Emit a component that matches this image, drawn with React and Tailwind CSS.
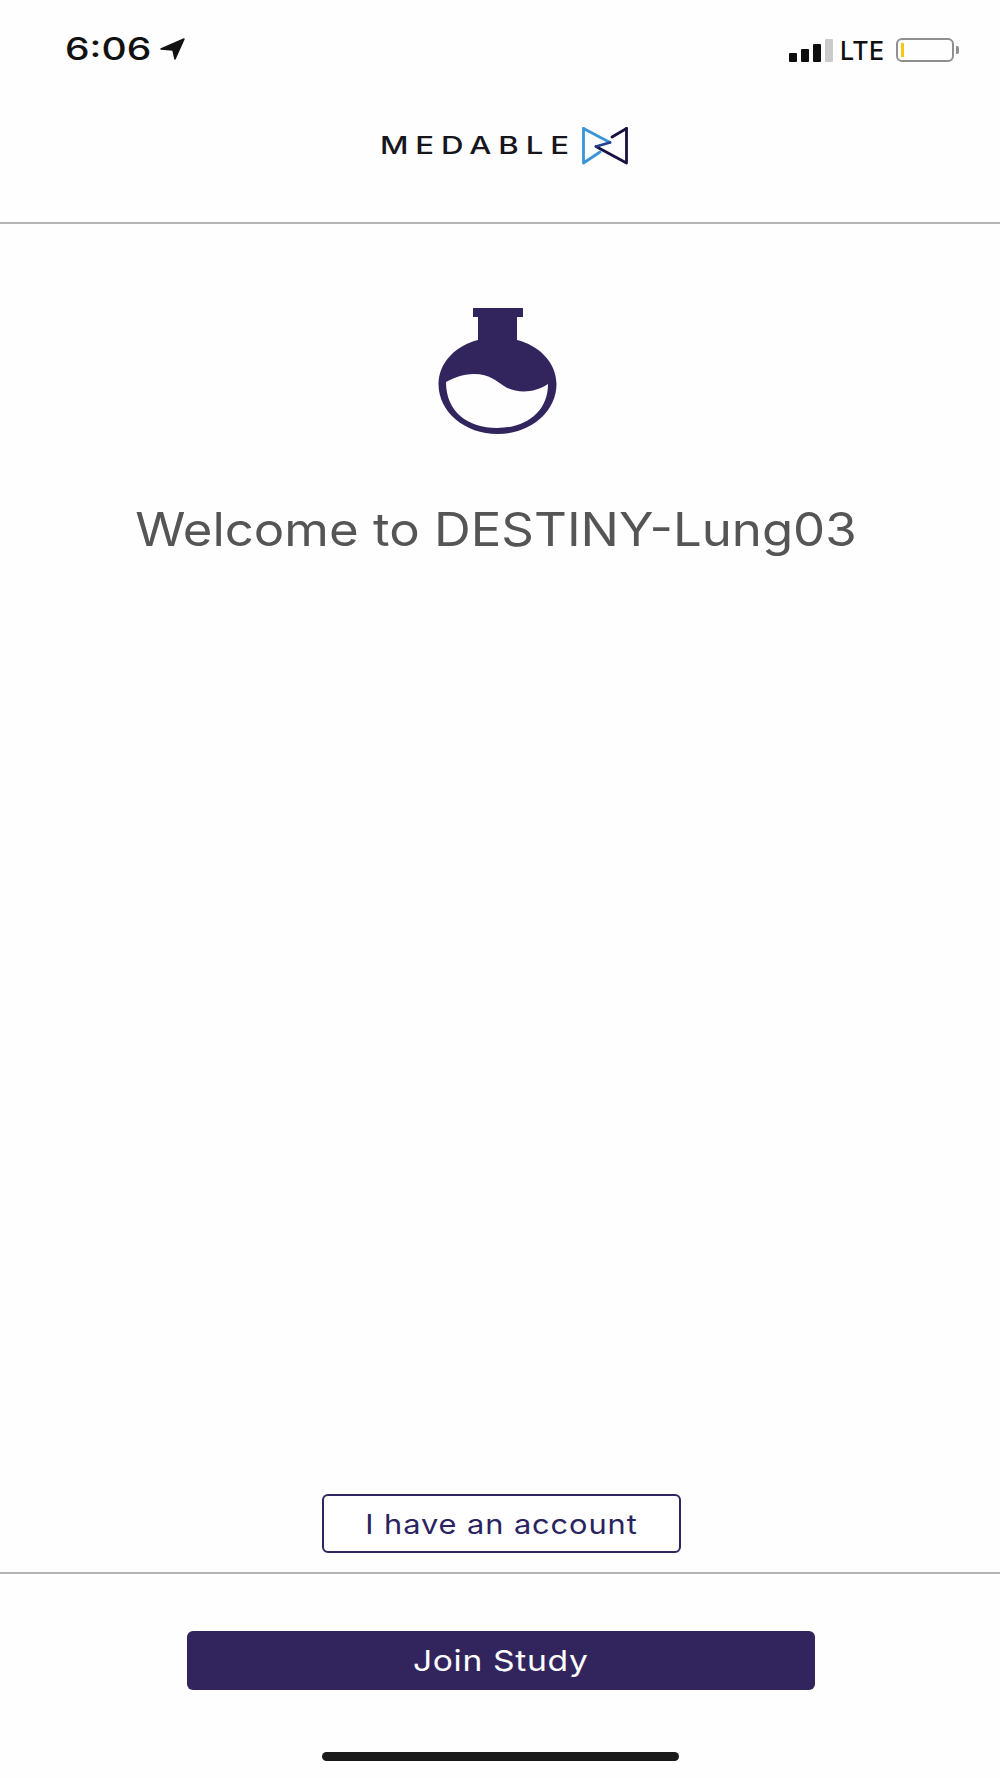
export default function App() {
  return (
    <div className="flex h-[1778px] w-[1000px] flex-col overflow-hidden bg-[#fefefe] font-['Inter',sans-serif]">
      <header className="flex h-[222px] flex-col">
        <div className="flex items-start justify-between pl-[65px] pr-[41px] pt-[37px]">
          <div className="flex items-center gap-[8px]">
            <span className="w-[87px] origin-left scale-x-[1.26] text-[31px] leading-[24px] font-medium text-[#111]">6:06</span>
            <svg width="26" height="22" viewBox="0 0 26 22">
              <path d="M1 11 L24 1 L15 21 L13 12 Z" fill="#111" stroke="#111" strokeWidth="1.5" strokeLinejoin="round" />
            </svg>
          </div>
          <div className="flex items-center gap-[7px]">
            <div className="flex h-[24px] items-end gap-[4px]">
              <i className="block h-[9px] w-[8px] rounded-[1px] bg-[#0d0d0d]" />
              <i className="block h-[13px] w-[8px] rounded-[1px] bg-[#0d0d0d]" />
              <i className="block h-[18px] w-[8px] rounded-[1px] bg-[#0d0d0d]" />
              <i className="block h-[23px] w-[8px] rounded-[1px] bg-[#cbcbcb]" />
            </div>
            <span className="w-[47px] pt-[2px] text-[25px] leading-[24px] font-medium tracking-[0.5px] text-[#111]">LTE</span>
            <div className="ml-[2px] flex items-center gap-[2px]">
              <div className="flex h-[24px] w-[58px] items-center rounded-[6px] border-2 border-[#8f8f8f] pl-[3px]">
                <i className="block h-[14px] w-[3px] bg-[#f5c518]" />
              </div>
              <i className="block h-[8px] w-[3px] rounded-r-[2px] bg-[#8f8f8f]" />
            </div>
          </div>
        </div>
        <div className="mt-[64px] flex items-center pl-[380px]">
          <span className="w-[202px] origin-left scale-x-[1.3] text-[24px] leading-[24px] font-medium tracking-[5.3px] text-[#16161c]">MEDABLE</span>
          <svg width="46" height="38" viewBox="0 0 46 38" fill="none" strokeWidth="2.8" strokeLinejoin="round" strokeLinecap="round">
            <path d="M1.5 1.5 V36 L18 25" stroke="#3a94d8" />
            <path d="M1.5 1.5 L28 15.5" stroke="#3a94d8" />
            <path d="M44.5 1.5 V36 L14 19.5" stroke="#17123f" />
            <path d="M44.5 1.5 L30 10" stroke="#17123f" />
            <path d="M28 15.5 L14 19.5" stroke="#2a3f8f" />
          </svg>
        </div>
      </header>
      <div className="h-[2px] bg-[#b3b3b3]" />
      <main className="flex flex-1 flex-col items-center">
        <svg className="mt-[84px] mr-[5px]" width="119" height="127" viewBox="0 0 119 127">
          <path fillRule="evenodd" fill="#32255e" d="M35 0 H85 V9 H79 V32 C100 37 118.5 54 118.5 76 C118.5 104 92 126 59.5 126 C27 126 0.5 104 0.5 76 C0.5 54 19 37 40 32 V9 H35 Z M8 74 C16 70 24 66 36 66 C52 66 58 73 66 78 C76 85 96 86 110 76 C110 104 88 120 59 120 C30 120 8 104 8 74 Z" />
        </svg>
        <h1 className="mt-[66px] mr-[8px] scale-x-[1.107] text-[46px] leading-[56px] font-normal text-[#555555]">Welcome to DESTINY-Lung03</h1>
        <div className="flex-1" />
        <button className="mb-[19px] ml-[2px] flex h-[59px] w-[359px] items-center justify-center rounded-[6px] border-2 border-[#2d2660] bg-white pt-[3px] text-[27px] tracking-[0.03em] text-[#2a2360]">
          <span className="scale-x-[1.14]">I have an account</span>
        </button>
      </main>
      <div className="h-[2px] bg-[#b3b3b3]" />
      <footer className="flex h-[204px] flex-col items-center pt-[57px]">
        <button className="ml-[2px] flex h-[59px] w-[628px] items-center justify-center rounded-[6px] bg-[#32255e] text-[29px] tracking-[0.02em] text-white">
          <span className="scale-x-[1.16]">Join Study</span>
        </button>
        <div className="mt-[62px] h-[9px] w-[357px] rounded-full bg-[#1a1a1a]" />
      </footer>
    </div>
  );
}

• **Directive**
Reproduce the whole listing word for word, setting aside any pictures.

• **Finished task**
Emit a component that matches this image, drawn with React and Tailwind CSS.
export default function App() {
  return (
    <div className="flex h-[1778px] w-[1000px] flex-col overflow-hidden bg-[#fefefe] font-['Inter',sans-serif]">
      <header className="flex h-[222px] flex-col">
        <div className="flex items-start justify-between pl-[65px] pr-[41px] pt-[37px]">
          <div className="flex items-center gap-[8px]">
            <span className="w-[87px] origin-left scale-x-[1.26] text-[31px] leading-[24px] font-medium text-[#111]">6:06</span>
            <svg width="26" height="22" viewBox="0 0 26 22">
              <path d="M1 11 L24 1 L15 21 L13 12 Z" fill="#111" stroke="#111" strokeWidth="1.5" strokeLinejoin="round" />
            </svg>
          </div>
          <div className="flex items-center gap-[7px]">
            <div className="flex h-[24px] items-end gap-[4px]">
              <i className="block h-[9px] w-[8px] rounded-[1px] bg-[#0d0d0d]" />
              <i className="block h-[13px] w-[8px] rounded-[1px] bg-[#0d0d0d]" />
              <i className="block h-[18px] w-[8px] rounded-[1px] bg-[#0d0d0d]" />
              <i className="block h-[23px] w-[8px] rounded-[1px] bg-[#cbcbcb]" />
            </div>
            <span className="w-[47px] pt-[2px] text-[25px] leading-[24px] font-medium tracking-[0.5px] text-[#111]">LTE</span>
            <div className="ml-[2px] flex items-center gap-[2px]">
              <div className="flex h-[24px] w-[58px] items-center rounded-[6px] border-2 border-[#8f8f8f] pl-[3px]">
                <i className="block h-[14px] w-[3px] bg-[#f5c518]" />
              </div>
              <i className="block h-[8px] w-[3px] rounded-r-[2px] bg-[#8f8f8f]" />
            </div>
          </div>
        </div>
        <div className="mt-[64px] flex items-center pl-[380px]">
          <span className="w-[202px] origin-left scale-x-[1.3] text-[24px] leading-[24px] font-medium tracking-[5.3px] text-[#16161c]">MEDABLE</span>
          <svg width="46" height="38" viewBox="0 0 46 38" fill="none" strokeWidth="2.8" strokeLinejoin="round" strokeLinecap="round">
            <path d="M1.5 1.5 V36 L18 25" stroke="#3a94d8" />
            <path d="M1.5 1.5 L28 15.5" stroke="#3a94d8" />
            <path d="M44.5 1.5 V36 L14 19.5" stroke="#17123f" />
            <path d="M44.5 1.5 L30 10" stroke="#17123f" />
            <path d="M28 15.5 L14 19.5" stroke="#2a3f8f" />
          </svg>
        </div>
      </header>
      <div className="h-[2px] bg-[#b3b3b3]" />
      <main className="flex flex-1 flex-col items-center">
        <svg className="mt-[84px] mr-[5px]" width="119" height="127" viewBox="0 0 119 127">
          <path fillRule="evenodd" fill="#32255e" d="M35 0 H85 V9 H79 V32 C100 37 118.5 54 118.5 76 C118.5 104 92 126 59.5 126 C27 126 0.5 104 0.5 76 C0.5 54 19 37 40 32 V9 H35 Z M8 74 C16 70 24 66 36 66 C52 66 58 73 66 78 C76 85 96 86 110 76 C110 104 88 120 59 120 C30 120 8 104 8 74 Z" />
        </svg>
        <h1 className="mt-[66px] mr-[8px] scale-x-[1.107] text-[46px] leading-[56px] font-normal text-[#555555]">Welcome to DESTINY-Lung03</h1>
        <div className="flex-1" />
        <button className="mb-[19px] ml-[2px] flex h-[59px] w-[359px] items-center justify-center rounded-[6px] border-2 border-[#2d2660] bg-white pt-[3px] text-[27px] tracking-[0.03em] text-[#2a2360]">
          <span className="scale-x-[1.14]">I have an account</span>
        </button>
      </main>
      <div className="h-[2px] bg-[#b3b3b3]" />
      <footer className="flex h-[204px] flex-col items-center pt-[57px]">
        <button className="ml-[2px] flex h-[59px] w-[628px] items-center justify-center rounded-[6px] bg-[#32255e] text-[29px] tracking-[0.02em] text-white">
          <span className="scale-x-[1.16]">Join Study</span>
        </button>
        <div className="mt-[62px] h-[9px] w-[357px] rounded-full bg-[#1a1a1a]" />
      </footer>
    </div>
  );
}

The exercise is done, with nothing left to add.